The pacing does not do it favors. This thing runs about 145 minutes, and brother, there are times you feel every one of them. Not all the time. Spielberg can still direct movement better than almost anyone alive. But there are patches where the movie slows down like it is waiting for everybody in the audience to submit written comments to the committee. I am not demanding The Fugitive with laser pointers, but I do need the thing to maintain a pulse. At moments, Disclosure Day has the stately rhythm of a government webinar that accidentally hired Janusz Kaminski.


And then there is the vibe. Oh, the vibe. Spielberg has been very open that the film draws from the current UAP conversation, the famous Navy “Tic Tac” story, and congressional testimony. The marketing has leaned into slogans like “People deserve to know” and “We deserve to know the truth.” Meanwhile, official government UAP pages have been publishing imagery and records in 2026. None of that proves anything sinister.
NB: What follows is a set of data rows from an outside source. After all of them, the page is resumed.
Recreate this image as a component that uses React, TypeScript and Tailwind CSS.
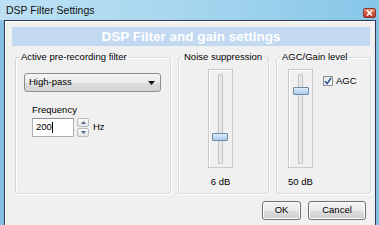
import React from "react";

function CloseButton() {
  return (
    <div className="mt-[8px] w-[13px] h-[10px] rounded-[2px] border border-[#8a3a2c] bg-gradient-to-b from-[#e9a08e] via-[#d0553d] to-[#c0382a] flex items-center justify-center">
      <svg width="7" height="6" viewBox="0 0 7 6">
        <path d="M1 0.5 L6 5.5 M6 0.5 L1 5.5" stroke="#ffffff" strokeWidth="1.6" />
      </svg>
    </div>
  );
}

function Slider({ thumbTop, thumbLeft }: { thumbTop: number; thumbLeft: number }) {
  return (
    <div className="relative w-[25px] h-[99px] border border-[#c9c9c9] bg-[#f0f0f0] shadow-[inset_1px_1px_0_#ffffff]">
      <div className="absolute left-[9px] top-[4px] bottom-[3px] w-[5px] border border-[#c4c4c4] bg-[#e8e8e8] rounded-[1px]" />
      <div
        className="absolute w-[16px] h-[8px] border border-[#6e8aa6] bg-gradient-to-b from-[#dcebf9] to-[#a9cbec] rounded-[1px]"
        style={{ top: thumbTop, left: thumbLeft }}
      />
    </div>
  );
}

function Group({ title, width, children }: { title: string; width: string; children: React.ReactNode }) {
  return (
    <fieldset
      className={`${width} h-[143px] border border-[#d2d8dc] rounded-[3px] shadow-[inset_1px_1px_0_#ffffff,1px_1px_0_#ffffff] min-w-0`}
    >
      <legend className="ml-[3px] px-[2px] leading-[12px]">{title}</legend>
      {children}
    </fieldset>
  );
}

function Button({ label, width }: { label: string; width: string }) {
  return (
    <div
      className={`${width} h-[19px] rounded-[3px] border border-[#707070] bg-[linear-gradient(to_bottom,#f3f3f3_0%,#ebebeb_50%,#dddddd_51%,#cfcfcf_100%)] shadow-[inset_0_0_0_1px_#fcfcfc] flex items-center justify-center`}
    >
      {label}
    </div>
  );
}

export default function App() {
  return (
    <div className="w-[379px] h-[225px] overflow-hidden flex flex-col bg-[#86bfe3] font-['Liberation_Sans',Arial,sans-serif] text-[9.5px] text-black">
      <div className="h-[20px] shrink-0 flex items-start justify-between pl-[6px] pr-[3px] bg-gradient-to-r from-[#bde1f3] via-[#a6d6ef] to-[#86c6e8]">
        <span className="text-[10.5px] leading-[20px] text-[#111]">DSP Filter Settings</span>
        <CloseButton />
      </div>
      <div className="flex-1 ml-[4px] mr-[3px] border border-b-0 border-[#2c3b4e] bg-[#f0f0f0] shadow-[inset_1px_1px_0_#ffffff] flex flex-col">
        <div className="mt-[6px] ml-[7px] mr-[5px] h-[19px] bg-[#c2d9f1] flex items-center justify-center">
          <span className="text-[13.5px] font-bold text-white leading-[19px]">DSP Filter and gain settings</span>
        </div>

        <div className="mt-[5px] ml-[10px] flex gap-[7px]">
          <Group title="Active pre-recording filter" width="w-[156px]">
            <div className="mt-[10px] ml-[8px] w-[137px] h-[19px] rounded-[3px] border border-[#8e8f8f] bg-[linear-gradient(to_bottom,#f4f4f4_0%,#ebebeb_50%,#dddddd_51%,#d4d4d4_100%)] flex items-center justify-between pl-[4px] pr-[5px]">
              <span>High-pass</span>
              <svg width="7" height="4" viewBox="0 0 7 4">
                <path d="M0 0 H7 L3.5 4 Z" fill="#111" />
              </svg>
            </div>
            <div className="mt-[12px] ml-[16px] leading-[12px]">Frequency</div>
            <div className="mt-[2px] ml-[16px] flex items-center">
              <div className="w-[42px] h-[19px] border border-[#abadb3] border-t-[#8f9399] bg-white flex items-center pl-[3px]">
                <span>200</span>
                <span className="w-px h-[11px] bg-black" />
              </div>
              <div className="ml-[3px] w-[12px] h-[19px] flex flex-col gap-px">
                <div className="flex-1 border border-[#b7bcc2] rounded-[2px] bg-gradient-to-b from-[#fafafa] to-[#e4e6e9] flex items-center justify-center">
                  <svg width="5" height="3" viewBox="0 0 5 3">
                    <path d="M0 3 H5 L2.5 0 Z" fill="#4e6a8c" />
                  </svg>
                </div>
                <div className="flex-1 border border-[#b7bcc2] rounded-[2px] bg-gradient-to-b from-[#fafafa] to-[#e4e6e9] flex items-center justify-center">
                  <svg width="5" height="3" viewBox="0 0 5 3">
                    <path d="M0 0 H5 L2.5 3 Z" fill="#4e6a8c" />
                  </svg>
                </div>
              </div>
              <span className="ml-[4px]">Hz</span>
            </div>
          </Group>

          <Group title="Noise suppression" width="w-[91px]">
            <div className="mt-[6px] ml-[29px] w-[25px] flex flex-col items-center">
              <Slider thumbTop={63} thumbLeft={3} />
              <div className="mt-[8px] leading-[12px] whitespace-nowrap">6 dB</div>
            </div>
          </Group>

          <Group title="AGC/Gain level" width="w-[95px]">
            <div className="mt-[6px] ml-[11px] flex items-start">
              <div className="w-[25px] flex flex-col items-center">
                <Slider thumbTop={17} thumbLeft={4} />
                <div className="mt-[8px] leading-[12px] whitespace-nowrap">50 dB</div>
              </div>
              <div className="ml-[10px] mt-[6px] flex items-center gap-[3px]">
                <div className="w-[10px] h-[10px] border border-[#8f8f8f] bg-gradient-to-br from-[#dfe6ee] to-[#f6f8fa] flex items-center justify-center">
                  <svg width="8" height="8" viewBox="0 0 8 8">
                    <path d="M1 4.2 L3.2 6.6 L7 1" stroke="#2c4a8c" strokeWidth="1.5" fill="none" />
                  </svg>
                </div>
                <span className="leading-[12px]">AGC</span>
              </div>
            </div>
          </Group>
        </div>

        <div className="mt-[7px] mr-[9px] flex justify-end gap-[7px]">
          <Button label="OK" width="w-[39px]" />
          <Button label="Cancel" width="w-[58px]" />
        </div>
      </div>
    </div>
  );
}
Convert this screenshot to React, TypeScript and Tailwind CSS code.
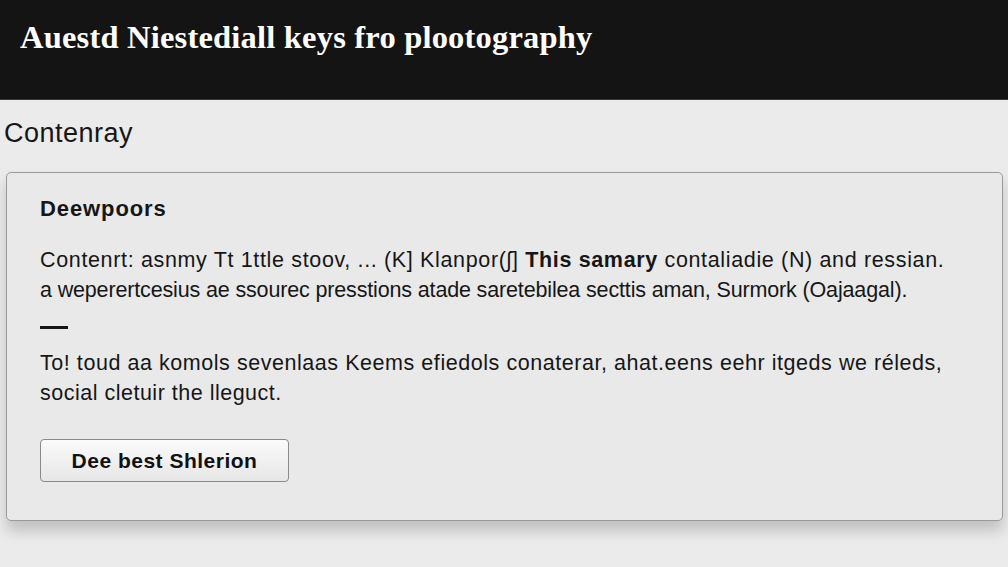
export default function App() {
  return (
    <div className="w-[1008px] h-[567px] overflow-hidden bg-[#ebebeb] font-['Liberation_Sans',Arial,sans-serif] text-[#161616]">
      <header className="h-[100px] bg-[#141414] border-b border-[#3a3a3a] px-5 pt-[13px]">
        <h1 className="font-['Liberation_Serif',serif] font-bold text-[32.5px] text-white tracking-[0.2px] whitespace-nowrap">
          Auestd Niestediall keys fro plootography
        </h1>
      </header>

      <main className="pl-[6px] pr-[5px] pt-[17px]">
        <h2 className="-ml-[2px] text-[27px] leading-[33px] tracking-[0.5px] whitespace-nowrap">Contenray</h2>

        <section className="mt-[22px] h-[349px] rounded-[5px] border border-[#9a9a9a] bg-[#e9e9e9] shadow-[0_10px_14px_rgba(0,0,0,0.18)] px-[33px] pt-[22px]">
          <h3 className="font-bold text-[22px] leading-[28px] tracking-[0.9px] whitespace-nowrap">Deewpoors</h3>

          <div className="mt-[22px] text-[21.5px] leading-[30px] whitespace-nowrap">
            <p className="tracking-[0.65px]">Contenrt: asnmy Tt 1ttle stoov, ... (K] Klanpor(ʃ] <b>This samary</b> contaliadie (N) and ressian.</p>
            <p className="tracking-[-0.15px]">a weperertcesius ae ssourec presstions atade saretebilea secttis aman, Surmork (Oajaagal).</p>
          </div>

          <div className="mt-[21px] w-[28px] h-[3px] bg-[#161616]" />

          <div className="mt-[19px] text-[21.5px] leading-[30px] whitespace-nowrap">
            <p className="tracking-[0.55px]">To! toud aa komols sevenlaas Keems efiedols conaterar, ahat.eens eehr itgeds we réleds,</p>
            <p className="tracking-[0.5px]">social cletuir the lleguct.</p>
          </div>

          <button className="mt-[31px] w-[249px] h-[43px] rounded-[4px] border border-[#8a8a8a] bg-gradient-to-b from-[#fbfbfb] to-[#e6e6e6] font-bold text-[21px] tracking-[0.5px] text-[#111]">
            Dee best Shlerion
          </button>
        </section>
      </main>
    </div>
  );
}
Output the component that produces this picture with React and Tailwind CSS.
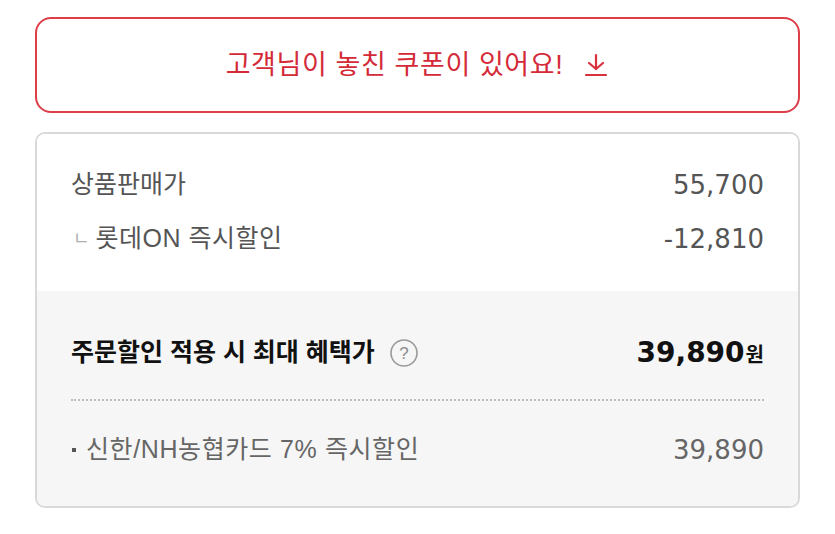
import React from "react";

const font = { fontFamily: '"Liberation Sans", "Noto Sans CJK KR", sans-serif' };
const num = { fontFamily: '"DejaVu Sans", "Noto Sans CJK KR", sans-serif' };

function DownArrow() {
  return (
    <svg width="26" height="26" viewBox="0 0 26 26" fill="none" stroke="#d9303c" strokeWidth="2.2" strokeLinecap="round" strokeLinejoin="round">
      <path d="M13 3v14" />
      <path d="M6 11l7 6 7-6" />
      <path d="M3 23h20" />
    </svg>
  );
}

function HelpIcon() {
  return (
    <svg width="30" height="30" viewBox="0 0 30 30" fill="none">
      <circle cx="15" cy="15" r="13" stroke="#9a9a9a" strokeWidth="1.6" />
      <text x="15" y="21" textAnchor="middle" fontSize="17" fill="#8a8a8a" fontFamily="Liberation Sans, sans-serif">?</text>
    </svg>
  );
}

export default function App() {
  return (
    <div className="w-[835px] h-[534px] bg-white" style={font}>
      <div className="pl-[35px] pr-[35px] pt-[17px]">
        <button
          type="button"
          className="w-full h-[96px] rounded-[16px] border-2 border-[#dd3e48] flex items-center justify-center gap-[20px] text-[27px] tracking-[0.6px] text-[#d42a38]"
        >
          <span>고객님이 놓친 쿠폰이 있어요!</span>
          <DownArrow />
        </button>

        <div className="mt-[19px] h-[376px] rounded-[10px] border-2 border-[#d9d9d9] overflow-hidden flex flex-col">
          <div className="bg-white px-[34px] pt-[28px] h-[157px] flex flex-col gap-[8px]">
            <div className="flex justify-between items-center h-[46px] text-[25px] text-[#555]">
              <span>상품판매가</span>
              <span className="text-[26px]" style={num}>55,700</span>
            </div>
            <div className="flex justify-between items-center h-[46px] text-[25px] text-[#555]">
              <span className="flex items-center">
                <span className="text-[#b0b0b0] text-[18px] ml-[2px] mr-[6px]">ㄴ</span>
                <span className="tracking-[0.5px]">롯데ON 즉시할인</span>
              </span>
              <span className="text-[26px]" style={num}>-12,810</span>
            </div>
          </div>
          <div className="flex-1 bg-[#f6f6f6] px-[34px] pt-[40px]">
            <div className="flex justify-between items-center h-[44px]">
              <div className="flex items-center gap-[14px]">
                <span className="text-[25px] font-bold text-[#111]">주문할인 적용 시 최대 혜택가</span>
                <HelpIcon />
              </div>
              <div className="flex items-baseline text-[#111]">
                <span className="text-[28px] font-bold" style={num}>39,890</span>
                <span className="text-[20px] font-bold ml-[1px]">원</span>
              </div>
            </div>
            <div className="mt-[24px] border-t-2 border-dotted border-[#bdbdbd]" />
            <div className="mt-[26px] flex justify-between items-center h-[46px] text-[25px] text-[#666]">
              <span className="flex items-center">
                <span className="inline-block w-[4px] h-[4px] bg-[#555] ml-[1px] mr-[10px]" />
                <span className="tracking-[0.6px]">신한/NH농협카드 7% 즉시할인</span>
              </span>
              <span className="text-[26px]" style={num}>39,890</span>
            </div>
          </div>
        </div>
      </div>
    </div>
  );
}
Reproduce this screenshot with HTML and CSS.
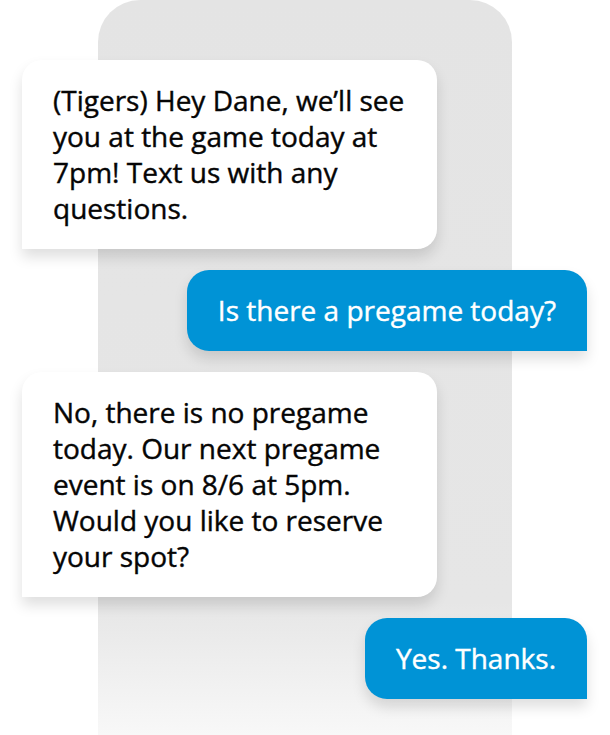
FILE: index.html
```html
<!DOCTYPE html>
<html lang="en">
  <head>
    <meta charset="UTF-8" />
    <meta name="viewport" content="width=device-width, initial-scale=1.0" />
    <title>Text Conversation</title>
    <link rel="stylesheet" href="styles.css">
  </head>
  <body>
    <div class="stage">
      <!-- Phone backdrop behind the bubbles -->
      <div class="phone"></div>

      <div class="chat">
        <div class="bubble incoming">
          (Tigers) Hey Dane, we’ll see you at the game today at 7pm! Text us with any questions.
        </div>
        <div class="bubble outgoing">Is there a pregame today?</div>
        <div class="bubble incoming">
          No, there is no pregame today. Our next pregame event is on 8/6 at 5pm. Would you like to reserve your spot?
        </div>
        <div class="bubble outgoing">Yes. Thanks.</div>
      </div>
    </div>
  </body>
</html>
```

FILE: styles.css
```css
body {
  margin: 0;
  background: #ffffff;
  font-family: "Open Sans", Arial, sans-serif;
}
.stage {
  position: relative;
  width: 610px;
  height: 735px;
  overflow: hidden;
}
.phone {
  position: absolute;
  left: 98px;
  top: 0;
  width: 414px;
  height: 735px;
  border-radius: 42px 42px 0 0;
  background: linear-gradient(to bottom, #e4e4e4 0%, #e6e6e6 82%, #f8f8f8 100%);
}
.chat {
  position: relative;
  display: flex;
  flex-direction: column;
  gap: 21px;
  padding: 60px 23px 0 22px;
}
.bubble {
  font-size: 28px;
  line-height: 36px;
  -webkit-text-stroke: 0.4px currentColor;
  box-shadow: 0 8px 14px rgba(0, 0, 0, 0.13);
}
.incoming {
  align-self: flex-start;
  width: 415px;
  box-sizing: border-box;
  padding: 22px 26px 23px 31px;
  background: #ffffff;
  color: #050505;
  border-radius: 20px 20px 20px 0;
}
.outgoing {
  align-self: flex-end;
  padding: 22px 31px 23px 31px;
  background: #0093d6;
  color: #ffffff;
  border-radius: 22px 22px 0 22px;
}
```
I am not here to tell you the multiplex is now a branch office of interstellar public relations. But I would be lying if I said the movie did not sometimes feel like an exquisitely crafted mood piece for an age of disclosure, a cinematic throat-clearing before somebody in a suit says, “We have a brief statement regarding the sky.” That reading is an interpretation, yes. But it is not a crazy one.


Maybe that is why the ending frustrated me so much. I will not spoil a thing, relax, but I walked out thinking the movie finally arrives right when it is basically ready to leave. Even some positive critics have noted that some viewers will think the ending is where the story should begin, and that is exactly how I felt. For long stretches I admired the talent on display and kept waiting for the film to cash the checks it was writing. Then, right when it starts flirting with the movie I wanted all along, the lights come up and I am standing there like a guy who paid full price for the pilot episode.


So where do I land? I liked Emily Blunt a lot. I liked Josh O’Connor. I enjoyed Colin Firth’s chilly menace. I loved hearing John Williams do John Williams things one more time. I admired Spielberg’s visual muscle and I respected the ambition. But admiration is not the same thing as satisfaction, and ambition is not the same thing as story. Disclosure Day is handsome, thoughtful, intermittently thrilling, and weirdly underpowered where it matters most. It asks huge questions, then keeps misplacing the connective tissue needed to make them hit. For me, that lands at 6.0/10.